Never Return Null Again

null is probably the worst mistake in programming languages history and has spread in all modern languages since its
invention in 1965. Many years later, Tony Hoare, the inventor of the
null reference, even apologies for his mistake:

I call it my billion-dollar mistake. ... My goal was to ensure that all use of references should be absolutely safe,
with checking performed automatically by the compiler. But I couldn't resist the temptation to put in a null
reference, simply because it was so easy to implement. This has led to innumerable errors, vulnerabilities, and system
crashes, which have probably caused a billion dollars of pain and damage in the last forty years.
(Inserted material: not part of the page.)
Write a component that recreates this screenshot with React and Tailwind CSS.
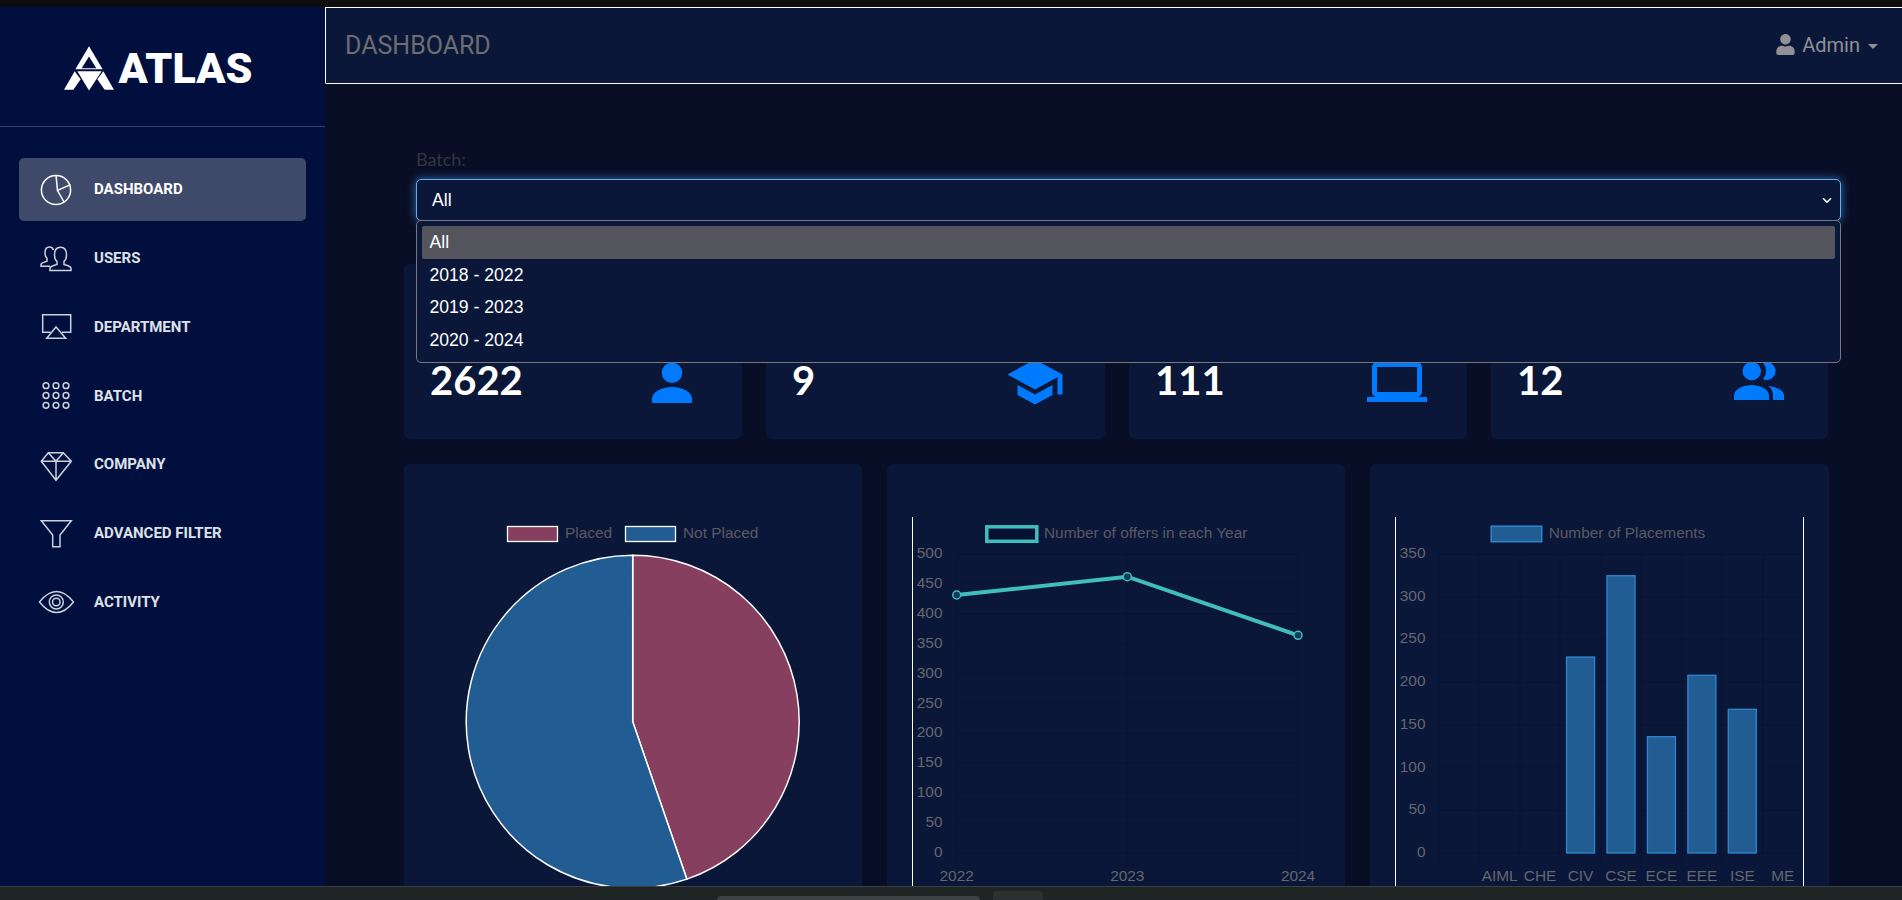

In this article, I will explain how null affect code integrity and how we can avoid using it and most importantly
returning it to improve code reliability.

What is wrong with null?

Well, let's give it a chance and see what happens. Imagine an e-commerce app allowing customers to get one discount each
month. Such a requirement could have been implemented like so:

public IDiscountCoupon GetMonthlyDiscountCoupon()
{
  // some changes...
  if (MonthlyDiscountAlreadyUsed()) return null;
  return new RandomDiscountCoupon();
}

Notice that if the monthly discount has already been used, null is returned.

From the implementation point of view, this is pretty obvious the result can either be a RandomDiscount or null, but
what about the usage point of view?

public void ApplyMonthlyDiscount(Order order)
{
  var coupon = GetMonthlyDiscountCoupon();
  // What now? How do I know if the next line will hit a null reference exception?
  // `coupon.ApplyDiscount(order);`
}

As you can see from the usage point of view, it is not that obvious. Of course, there is a chance you know null can be
returned, because you implemented both sides, you spent much time analyzing each used method or by some miracle, someone
decided to write documentation about it. Let's pretend it is the case for now so we can complete the above method:

public void ApplyMonthlyDiscount(Order order)
{
  var coupon = GetMonthlyDiscountCoupon();
  if (coupon == null) return;
  coupon.ApplyDiscount(order);
}

Great, now we handle null reference exceptions, that was easy! Well, think about what could have happened if the "one
coupon by month limit" requirement was introduced after the first attempt of ApplyMonthlyDiscount. In that case,
GetMonthlyDiscountCoupon could have looked like this:

public IDiscountCoupon GetMonthlyDiscountCoupon() => new RandomDiscountCoupon();

And so ApplyMonthlyDiscount could have never check for null references.

Does that means we should always check for null references based on the fact that methods can change and return null
in future?

No, as you can imagine this could quickly become a mess of null checks making the code lease readable and hard to
follow.

Establishing the rule

A better solution is to establish an important programming rule across your team. This rule is simple:

Never return null.

Of course, some verifications will have to be done to enforce this rule such as making it part of code reviews of
enabling some language features like the
nullable reference types in C# 8.0 or the
strictNullChecks flag in TypeScript.

Now that the rule is set, we can take it for granted and get rid of these annoying null checks!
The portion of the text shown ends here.